Jul 23 2010
A new study by Johns Hopkins researchers has found that insulin, the sugar-regulating hormone, is required for normal bone development and that it may provide a link between bone health and metabolic disease, such as diabetes.
The study, headed by Thomas Clemens, Ph.D., the Lewis Cass Spencer Professor of Orthopaedic Surgery, and published online in the journal Cell, identified a unique communication between bone and pancreas cells through which insulin signaling in osteoblasts — cells responsible for bone development — promotes postnatal bone accumulation and, at the same time, stimulates cells to make a bone protein called osteocalcin.
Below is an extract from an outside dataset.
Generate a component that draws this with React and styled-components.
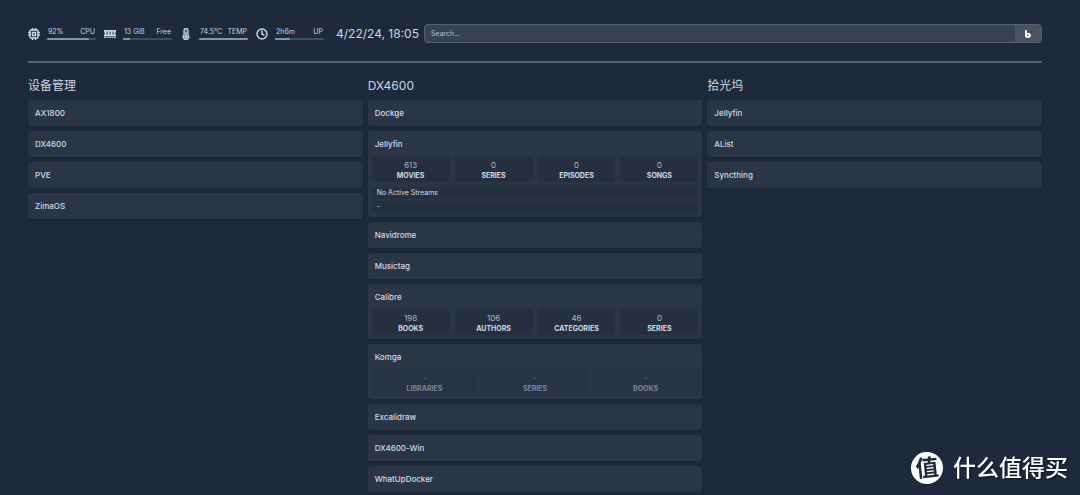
import React from 'react';
import styled, { createGlobalStyle } from 'styled-components';
import { FiCpu, FiClock } from 'react-icons/fi';

const MemoryIcon = ({ size }) => (
  <svg width={size} height={size} viewBox="0 0 24 24" fill="currentColor">
    <path d="M0 4h24v5a2 2 0 0 0 0 4v3H0v-3a2 2 0 0 0 0-4z" />
    <path d="M0 17h24v3H0z" opacity="0.85" />
    <path d="M5 7h2v6H5zM11 7h2v6h-2zM17 7h2v6h-2z" fill="#1e293b" />
    <path d="M4 18h1v2H4zM9 18h1v2H9zM14 18h1v2h-1zM19 18h1v2h-1z" fill="#1e293b" />
  </svg>
);

const ThermometerIcon = ({ size }) => (
  <svg width={size} height={size} viewBox="0 0 24 24" fill="none">
    <path
      d="M8 5a4 4 0 0 1 8 0v9a5.500 5.500 0 1 1-8 0z"
      fill="#5d6979"
      stroke="currentColor"
      strokeWidth="2.500"
    />
    <path d="M12 9v9" stroke="currentColor" strokeWidth="2.500" strokeLinecap="round" />
    <circle cx="12" cy="18" r="3.200" fill="currentColor" />
  </svg>
);

const resources = [
  { icon: FiCpu, value: '92%', label: 'CPU', percent: 86 },
  { icon: MemoryIcon, value: '13 GiB', label: 'Free', percent: 15 },
  { icon: ThermometerIcon, value: '74.5°C', label: 'TEMP', percent: 100 },
  { icon: FiClock, value: '2h6m', label: 'UP', percent: 31 },
];

const groups = [
  {
    title: '设备管理',
    services: [{ name: 'AX1800' }, { name: 'DX4600' }, { name: 'PVE' }, { name: 'ZimaOS' }],
  },
  {
    title: 'DX4600',
    services: [
      { name: 'Dockge' },
      {
        name: 'Jellyfin',
        stats: [['613', 'MOVIES'], ['0', 'SERIES'], ['0', 'EPISODES'], ['0', 'SONGS']],
        streams: ['No Active Streams', '-'],
      },
      { name: 'Navidrome' },
      { name: 'Musictag' },
      {
        name: 'Calibre',
        stats: [['198', 'BOOKS'], ['106', 'AUTHORS'], ['46', 'CATEGORIES'], ['0', 'SERIES']],
      },
      {
        name: 'Komga',
        loading: true,
        stats: [['-', 'LIBRARIES'], ['-', 'SERIES'], ['-', 'BOOKS']],
      },
      { name: 'Excalidraw' },
      { name: 'DX4600-Win' },
      { name: 'WhatUpDocker' },
    ],
  },
  {
    title: '拾光坞',
    services: [{ name: 'Jellyfin' }, { name: 'AList' }, { name: 'Syncthing' }],
  },
];

const Resource = ({ icon: Icon, value, label, percent }) => (
  <ResourceBox>
    <Icon size={12} strokeWidth={3} />
    <Usage>
      <UsageText>
        <span>{value}</span>
        <span>{label}</span>
      </UsageText>
      <Track>
        <Fill style={{ width: `${percent}%` }} />
      </Track>
    </Usage>
  </ResourceBox>
);

const Service = ({ name, stats, streams, loading }) => (
  <Card>
    <ServiceName href="#">{name}</ServiceName>
    {stats && (
      <Stats>
        {stats.map(([value, label]) => (
          <Stat key={label} $loading={loading}>
            <StatValue>{value}</StatValue>
            <StatLabel>{label}</StatLabel>
          </Stat>
        ))}
      </Stats>
    )}
    {streams && (
      <Streams>
        {streams.map((stream) => (
          <Stream key={stream}>{stream}</Stream>
        ))}
      </Streams>
    )}
  </Card>
);

const App = () => {
  return (
    <Page>
      <GlobalStyle />
      <Header>
        <Resources>
          {resources.map((item) => (
            <Resource key={item.label} {...item} />
          ))}
        </Resources>
        <DateTime>4/22/24, 18:05</DateTime>
        <Search>
          <SearchInput type="text" placeholder="Search…" aria-label="Search" />
          <SearchButton type="button" aria-label="Bing">
            <svg width="6" height="8" viewBox="0 0 12 16" fill="currentColor">
              <path d="M0 0l4 1v4.500L9 6l3 3v3l-3 3.500L4 16l-4-2.500zM4 9v3l3-1V9.500z" />
            </svg>
          </SearchButton>
        </Search>
      </Header>
      <Groups>
        {groups.map((group) => (
          <section key={group.title}>
            <GroupTitle>{group.title}</GroupTitle>
            <List>
              {group.services.map((service) => (
                <Service key={service.name} {...service} />
              ))}
            </List>
          </section>
        ))}
      </Groups>
      <Watermark>
        <Badge>值</Badge>
        <span>什么值得买</span>
      </Watermark>
    </Page>
  );
};

export default App;

const GlobalStyle = createGlobalStyle`
  * {
    box-sizing: border-box;
  }
  body {
    margin: 0;
    background-color: #1e293b;
    color: #cbd5e1;
    font-family: Inter, 'Noto Sans CJK SC', sans-serif;
  }
`;

const Page = styled.main`
  padding: 24px 38px 0 28px;
`;

const Header = styled.header`
  display: flex;
  align-items: center;
  padding-bottom: 18px;
  border-bottom: 2px solid #55636f;
`;

const Resources = styled.div`
  display: flex;
  gap: 8px;
`;

const ResourceBox = styled.div`
  display: flex;
  align-items: center;
  gap: 7px;
`;

const Usage = styled.div`
  width: 49px;
`;

const UsageText = styled.div`
  display: flex;
  justify-content: space-between;
  padding: 0 1px;
  font-size: 7px;
  line-height: 10px;
  white-space: nowrap;
`;

const Track = styled.div`
  height: 2px;
  margin-top: 1px;
  border-radius: 1px;
  background-color: #414e5d;
`;

const Fill = styled.div`
  height: 2px;
  border-radius: 1px;
  background-color: #8795a1;
`;

const DateTime = styled.time`
  width: 88px;
  margin-left: 12px;
  font-size: 12px;
  line-height: 19px;
  white-space: nowrap;
`;

const Search = styled.div`
  display: flex;
  flex: 1;
  height: 19px;
  border: 1px solid #55636f;
  border-radius: 4px;
  background-color: #394252;
  overflow: hidden;
`;

const SearchInput = styled.input`
  flex: 1;
  min-width: 0;
  padding: 0 6px;
  border: 0;
  background: none;
  color: #e2e8f0;
  font-family: inherit;
  font-size: 7px;
  outline: none;
  &::placeholder {
    color: #b4bdc9;
    opacity: 1;
  }
`;

const SearchButton = styled.button`
  display: flex;
  align-items: center;
  justify-content: center;
  width: 26px;
  padding: 0;
  border: 0;
  background-color: #4b5361;
  color: #fff;
`;

const Groups = styled.div`
  display: grid;
  grid-template-columns: repeat(3, 1fr);
  gap: 5px;
  padding-top: 14px;
`;

const GroupTitle = styled.h2`
  margin: 0 0 5px;
  font-size: 12px;
  font-weight: 400;
  line-height: 18px;
`;

const List = styled.ul`
  display: flex;
  flex-direction: column;
  gap: 5px;
  margin: 0;
  padding: 0;
  list-style: none;
`;

const Card = styled.li`
  border-radius: 3px;
  background-color: #2a3545;
  box-shadow: 0 1px 2px rgba(15, 23, 42, 0.2);
`;

const ServiceName = styled.a`
  display: block;
  padding: 0 7px;
  color: #d3dbe5;
  font-size: 8px;
  font-weight: 500;
  line-height: 26px;
  text-decoration: none;
`;

const Stats = styled.div`
  display: flex;
  gap: 5px;
  padding: 0 4px 4px;
  margin-top: -1px;
`;

const Stat = styled.div`
  flex: 1;
  padding: 4px 0 2px;
  border-radius: 3px;
  background-color: ${(props) => (props.$loading ? '#283343' : '#252f40')};
  color: ${(props) => (props.$loading ? '#7c8795' : '#d3dbe5')};
  text-align: center;
`;

const StatValue = styled.div`
  font-size: 8px;
  font-weight: 300;
  line-height: 11px;
`;

const StatLabel = styled.div`
  font-size: 7px;
  font-weight: 700;
  line-height: 9px;
`;

const Streams = styled.div`
  display: flex;
  flex-direction: column;
  gap: 2px;
  padding: 1px 4px 4px;
`;

const Stream = styled.div`
  padding: 0 5px;
  border-radius: 3px;
  background-color: #252f40;
  color: #d3dbe5;
  font-size: 7px;
  line-height: 12px;
`;

const Watermark = styled.div`
  position: fixed;
  right: 12px;
  bottom: 11px;
  display: flex;
  align-items: center;
  gap: 10px;
  color: #fff;
  font-size: 23px;
  font-weight: 500;
  line-height: 32px;
  text-shadow: 1px 1px 2px #0f172a;
`;

const Badge = styled.span`
  width: 32px;
  border-radius: 50%;
  background-color: #fff;
  color: #1e293b;
  font-weight: 700;
  text-align: center;
  text-shadow: none;
  transform: rotate(-6deg);
`;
This protein regulates insulin secretion to control blood glucose levels.
The researchers examined mutant mice lacking insulin receptors in their osteoblasts and found that they had low circulating osteocalcin, reduced bone formation and fewer osteoblasts compared to normal mice. Surprisingly, as the mutant mice aged, they became fat and developed high blood sugar accompanied by severe glucose intolerance and insulin resistance, hallmarks of diabetes in people.
When the researchers infused the mutant mice with osteocalcin, the symptoms of metabolic disease improved. These results led the team to conclude that insulin action in bone provides a critical signal that links metabolism and metabolic disease with bone heath.
"These findings will have an immediate impact on our understanding of insulin's involvement in normal bone development and provide a theoretical guide to new approaches for the treatment of bone disease and diabetes," says Clemens, director of Johns Hopkins' Center for Musculoskeletal Research. "This research may also be a first step in explaining a possible correlation between bone health and other metabolic diseases such as osteoporosis."
More research is needed because many questions remain, added Clemens. Do osteoporosis drugs affect osteocalcin and insulin production or change blood sugar? Could osteoporosis drugs help patients with diabetes?
"This study," Clemens says, "is really just the beginning. The next step is to conduct studies in humans."